Mr. Annan's decision to withdraw U.N. staff from Baghdad can likewise be interpreted as an attempt to bolster Democratic criticism of President Bush's failure to "internationalize" the operation. It is certainly a disgrace to the memory of U.N. envoy Sergio Vieira de Mello, who believed the body had a vital role to play even under a U.S. led occupation.
Mr. Annan's ostensible dispute with U.S. policy involves the timetable for the restoration of Iraqi sovereignty. Yes, that's right, the man who was never eager to depose Saddam has now become a champion of Iraqi democracy. We agree that the authority of Iraqi's Governing Council should be expanded as rapidly as possible. But no one should believe that simply transferring control from the U.S. to the Governing Council will stop the terror attacks in Iraq; the terrorists want to return to Saddam's rule. In any case, Mr. Annan's real make-or-break issue is whether the transition will happen under U.N. or U.S. auspices, and U.N. authority is simply a non-starter given the institution's record on Iraq.
We hope President Bush appreciates that Mr. Annan is playing election-year politics, as well as the failure of Colin Powell's second promise to deliver the U.N. Mr. Powell has many virtues, but accurate assessment of others' intentions does not appear to be among them.

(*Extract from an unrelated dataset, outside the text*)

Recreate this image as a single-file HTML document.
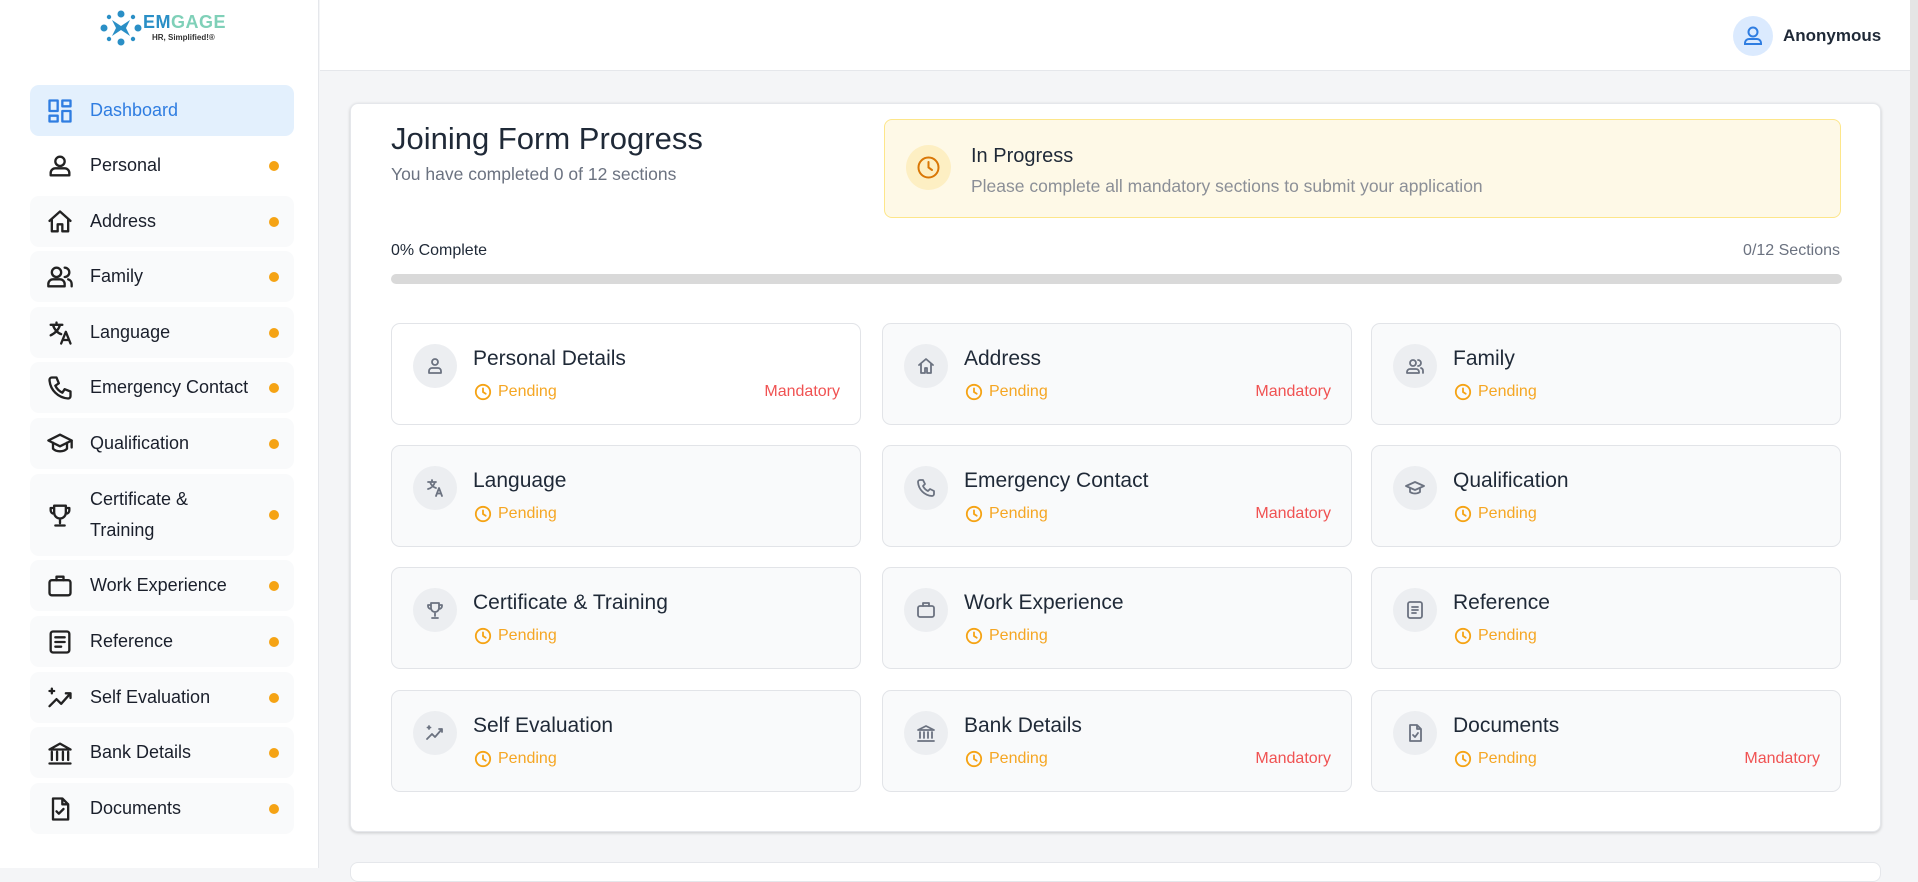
<!DOCTYPE html>
<html><head><meta charset="utf-8"><style>
*{box-sizing:border-box;margin:0;padding:0}
body{width:1918px;height:868px;overflow:hidden;font-family:"Liberation Sans",sans-serif;background:#f4f5f7;position:relative;color:#1f2937}
.side{position:absolute;left:0;top:0;width:319px;height:868px;background:#fff;border-right:1px solid #e5e7eb}
.nav{position:absolute;left:30px;width:264px;height:51px;border-radius:9px;background:#f9fafb;display:flex;align-items:center;font-size:18px;color:#1a1f2b}
.nav svg{position:absolute;left:16px;width:28px;height:28px;fill:none;stroke:#222;stroke-width:2;stroke-linecap:round;stroke-linejoin:round}
.nav span{position:absolute;left:60px;line-height:31px}
.nav i{position:absolute;left:239px;top:50%;margin-top:-5px;width:10px;height:10px;border-radius:50%;background:#f5a314}
.header{position:absolute;left:320px;top:0;right:0;height:71px;background:#fff;border-bottom:1px solid #e5e7eb}
.card{position:absolute;left:350px;top:103px;width:1531px;height:729px;background:#fff;border-radius:8px;box-shadow:0 1px 3px rgba(0,0,0,.18);border:1px solid #e5e7eb}
.sc{position:absolute;width:470px;height:102px;border:1px solid #e2e4e8;border-radius:9px;background:#f9fafb}
.sc .ic{position:absolute;left:21px;top:20px;width:44px;height:44px;border-radius:50%;background:#eceef1}
.sc .ic svg{position:absolute;left:12px;top:12px;width:20px;height:20px;fill:none;stroke:#6b7280;stroke-width:1.8;stroke-linecap:round;stroke-linejoin:round}
.sc .t{position:absolute;left:81px;top:23px;font-size:21px;color:#1f2937}
.sc .p{position:absolute;left:82px;top:59px;font-size:16px;color:#f5a623;display:flex;align-items:center}
.sc .p svg{width:18px;height:18px;margin-right:6px;fill:none;stroke:#f5a314;stroke-width:2;stroke-linecap:round}
.sc .m{position:absolute;right:20px;top:59px;font-size:16px;color:#f05252}
</style></head><body>
<div class="side">
 <svg style="position:absolute;left:100px;top:10px" width="42" height="36" viewBox="0 0 42 36">
  <g fill="#2a8fc6"><circle cx="21" cy="4" r="3.5"/><circle cx="21" cy="32" r="3.5"/><circle cx="4" cy="18" r="3.5"/><circle cx="38" cy="18" r="3.5"/><circle cx="9" cy="7" r="2.2"/><circle cx="33" cy="7" r="2.2"/><circle cx="9" cy="29" r="2.2"/><circle cx="33" cy="29" r="2.2"/>
  <path d="M12 10 L21 16 L30 10 L26 18 L30 26 L21 20 L12 26 L16 18Z"/></g></svg>
 <div style="position:absolute;left:143px;top:12px;font-size:18px;font-weight:bold;letter-spacing:0.5px"><span style="color:#2a8fc6">EM</span><span style="color:#7fd0b8">GAGE</span></div>
 <div style="position:absolute;left:152px;top:33px;font-size:8px;font-weight:bold;color:#333">HR, Simplified!®</div>

 <div class="nav" style="top:85px;background:#e3f0fd;color:#2f7de1"><svg viewBox="0 0 24 24" style="stroke:#2f7de1"><rect x="3" y="3" width="7" height="9"/><rect x="14" y="3" width="7" height="5"/><rect x="14" y="12" width="7" height="9"/><rect x="3" y="16" width="7" height="5"/></svg><span>Dashboard</span></div>
 <div class="nav" style="top:140px;background:#fff"><svg viewBox="0 0 24 24"><circle cx="12" cy="8" r="4"/><path d="M4 20v-2a4 4 0 0 1 4-4h8a4 4 0 0 1 4 4v2z"/></svg><span>Personal</span><i></i></div>
 <div class="nav" style="top:196px"><svg viewBox="0 0 24 24"><path d="M3 11l9-8 9 8M5 10v10h5v-6h4v6h5V10"/></svg><span>Address</span><i></i></div>
 <div class="nav" style="top:251px"><svg viewBox="0 0 24 24"><circle cx="9" cy="8" r="4"/><path d="M2 20v-2a4 4 0 0 1 4-4h6a4 4 0 0 1 4 4v2z"/><path d="M16 4a4 4 0 0 1 0 8M19 14a4 4 0 0 1 3 4v2"/></svg><span>Family</span><i></i></div>
 <div class="nav" style="top:307px"><svg viewBox="0 0 24 24"><path d="M4 5h10M9 3v2M6 5c1 4 4 7 7 8M12 5c-1 4-4 7-8 9M13 21l4-10 4 10M14.5 18h5"/></svg><span>Language</span><i></i></div>
 <div class="nav" style="top:362px"><svg viewBox="0 0 24 24"><path d="M5 3h4l2 5-3 2a12 12 0 0 0 6 6l2-3 5 2v4a2 2 0 0 1-2 2A17 17 0 0 1 3 5a2 2 0 0 1 2-2"/></svg><span>Emergency Contact</span><i></i></div>
 <div class="nav" style="top:418px"><svg viewBox="0 0 24 24"><path d="M2 9l10-5 10 5-10 5z"/><path d="M6 11v5c3 3 9 3 12 0v-5M22 9v6"/></svg><span>Qualification</span><i></i></div>
 <div class="nav" style="top:474px;height:82px"><svg viewBox="0 0 24 24"><path d="M7 4h10v6a5 5 0 0 1-10 0zM7 6H4v2a3 3 0 0 0 3 3M17 6h3v2a3 3 0 0 1-3 3M12 15v4M8 21h8"/></svg><span style="top:10px">Certificate &amp;</span><span style="top:41px">Training</span><i></i></div>
 <div class="nav" style="top:560px"><svg viewBox="0 0 24 24"><rect x="3" y="7" width="18" height="13" rx="2"/><path d="M9 7V4h6v3"/></svg><span>Work Experience</span><i></i></div>
 <div class="nav" style="top:616px"><svg viewBox="0 0 24 24"><rect x="4" y="3" width="16" height="18" rx="2"/><path d="M8 8h8M8 12h8M8 16h5"/></svg><span>Reference</span><i></i></div>
 <div class="nav" style="top:672px"><svg viewBox="0 0 24 24"><path d="M3 19l6-6 4 4 8-9M17 8h4v4M5 4v4M3 6h4"/></svg><span>Self Evaluation</span><i></i></div>
 <div class="nav" style="top:727px"><svg viewBox="0 0 24 24"><path d="M3 9l9-5 9 5zM5 11v7M9.5 11v7M14.5 11v7M19 11v7M3 21h18"/></svg><span>Bank Details</span><i></i></div>
 <div class="nav" style="top:783px"><svg viewBox="0 0 24 24"><path d="M6 3h8l5 5v13H6zM14 3v5h5M9 14l2 2 4-4"/></svg><span>Documents</span><i></i></div>
</div>

<div class="header">
 <div style="position:absolute;left:1413px;top:16px;width:40px;height:40px;border-radius:50%;background:#dbeafe"><svg width="40" height="40" viewBox="0 0 40 40" fill="none" stroke="#2f7de1" stroke-width="2"><circle cx="20" cy="16" r="4.5"/><path d="M12 28v-1a4 4 0 0 1 4-4h8a4 4 0 0 1 4 4v1z"/></svg></div>
 <div style="position:absolute;left:1463px;top:26px;font-size:17px;font-weight:bold;color:#1f2937">Anonymous</div>
</div>
<div style="position:absolute;right:0;top:0;width:8px;height:600px;background:#e5e5e5"></div>

<div class="card">
 <div style="position:absolute;left:40px;top:17px;font-size:31px;color:#1f2937">Joining Form Progress</div>
 <div style="position:absolute;left:40px;top:60px;font-size:17.5px;color:#6b7280">You have completed 0 of 12 sections</div>
 <div style="position:absolute;left:533px;top:15px;width:957px;height:99px;background:#fef9e7;border:1px solid #fde68a;border-radius:8px">
  <div style="position:absolute;left:21px;top:25px;width:45px;height:45px;border-radius:50%;background:#fdefc3"><svg width="45" height="45" viewBox="0 0 45 45" fill="none" stroke="#d97706" stroke-width="2" stroke-linecap="round"><circle cx="22.5" cy="22.5" r="10"/><path d="M22.5 17v5.5l3.5 2.5"/></svg></div>
  <div style="position:absolute;left:86px;top:25px;font-size:20px;color:#1f2937">In Progress</div>
  <div style="position:absolute;left:86px;top:56px;font-size:17.5px;color:#8b8f97">Please complete all mandatory sections to submit your application</div>
 </div>
 <div style="position:absolute;left:40px;top:138px;font-size:16px;color:#1f2937">0% Complete</div>
 <div style="position:absolute;right:40px;top:138px;font-size:16px;color:#6b7280">0/12 Sections</div>
 <div style="position:absolute;left:40px;top:170px;width:1451px;height:10px;border-radius:5px;background:#d9d9d9"></div>
</div>

<div id="grid"></div>
<div style="position:absolute;left:350px;top:862px;width:1531px;height:20px;background:#fff;border:1px solid #e5e7eb;border-radius:8px"></div>
<script>
var P='<svg viewBox="0 0 20 20"><circle cx="10" cy="10" r="8"/><path d="M10 6v4l3 2"/></svg>';
var ic={
p:'<circle cx="10" cy="6" r="3"/><path d="M4 17v-2a3 3 0 0 1 3-3h6a3 3 0 0 1 3 3v2z"/>',
a:'<path d="M3 9l7-6 7 6M5 8v9h4v-5h2v5h4V8"/>',
f:'<circle cx="8" cy="7" r="3"/><path d="M2 17v-1a3 3 0 0 1 3-3h6a3 3 0 0 1 3 3v1zM13 4a3 3 0 0 1 0 6M16 12a3 3 0 0 1 2 3v2"/>',
l:'<path d="M3 4h8M7 2v2M5 4c1 3 3 5 6 6M10 4c-1 3-3 6-7 7M11 18l3-8 3 8M12 15.5h4"/>',
e:'<path d="M4 2h3l2 4-2 2a10 10 0 0 0 5 5l2-2 4 2v3a2 2 0 0 1-2 2A15 15 0 0 1 2 4a2 2 0 0 1 2-2"/>',
q:'<path d="M1 8l9-4 9 4-9 4z"/><path d="M5 10v4c3 2 7 2 10 0v-4"/>',
c:'<path d="M6 3h8v5a4 4 0 0 1-8 0zM6 5H3v1a3 3 0 0 0 3 3M14 5h3v1a3 3 0 0 1-3 3M10 12v4M7 18h6"/>',
w:'<rect x="2" y="6" width="16" height="11" rx="2"/><path d="M7 6V3h6v3"/>',
r:'<rect x="3" y="2" width="14" height="16" rx="2"/><path d="M7 7h6M7 10h6M7 13h4"/>',
s:'<path d="M2 16l5-5 3 3 7-8M14 6h3v3M4 3v3M2.5 4.5h3"/>',
b:'<path d="M2 7l8-4 8 4zM4 9v6M8 9v6M12 9v6M16 9v6M2 18h16"/>',
d:'<path d="M5 2h7l4 4v12H5zM12 2v4h4M8 12l2 2 3-4"/>'};
var items=[['Personal Details','p',1],['Address','a',1],['Family','f',0],['Language','l',0],['Emergency Contact','e',1],['Qualification','q',0],['Certificate & Training','c',0],['Work Experience','w',0],['Reference','r',0],['Self Evaluation','s',0],['Bank Details','b',1],['Documents','d',1]];
var xs=[391,882,1371],ys=[323,445,567,690],h='';
items.forEach(function(it,i){
 h+='<div class="sc" style="left:'+xs[i%3]+'px;top:'+ys[Math.floor(i/3)]+'px;'+(i==0?'background:#fff':'')+'"><div class="ic"><svg viewBox="0 0 20 20">'+ic[it[1]]+'</svg></div><div class="t">'+it[0].replace('&','&amp;')+'</div><div class="p">'+P+'Pending</div>'+(it[2]?'<div class="m">Mandatory</div>':'')+'</div>';
});
document.getElementById('grid').innerHTML=h;
</script>
</body></html>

As far as Iraqi reconstruction goes, of course, the U.N. failure barely matters. The proposed resolution was intended only to provide some domestic cover for foreign governments considering whether to contribute money and troops. But the Europeans were never going to help much anyway, and Turkey's parliament has already voted overwhelmingly to send a force. What's more, Turkey wants to help out in the dangerous Sunni triangle, where it's really needed. A (largely Sunni) Muslim democracy with a sterling peacekeeping record and real military strength, Turkey was far and away the most important ally the U.S. could have hoped for.
We're disappointed that Turkey's decision has been met with threats from some Kurds and cries of "sell-out" from some of their American supporters. Turkey was an indispensable protector of the Northern Iraqi Kurdish safe haven for more than a decade, providing it with a vital trade link to the outside world and with the air bases to support Operation Northern Watch.
Some of the ideas being mooted to soothe Kurdish sensibilities--such as moving Turkish troops by air or sea--would justifiably be considered an affront by the Turks, who are putting themselves very much in harm's way. If Washington is going to turn the Turkish parliamentary vote into an actual deployment, it is going to have to talk bluntly with Kurdish leaders Jalal Talabani and Massoud Barzani.
By any reasonable standard Iraq is making notable progress despite the obvious security problems, and it is about time the Bush Administration has begun to go back on the political offensive in stating its case. Power is being restored, Iraqi security forces are being trained, schools are open, and commerce is getting back to normal.
Most important, Iraqis are free to think and speak as they wish. Tensions with and within the country's outspoken Governing Council are a healthy sign. The Bush Administration is right that all of this deserves much more attention. To focus it, we hope the President will pay a visit to Iraq sometime soon.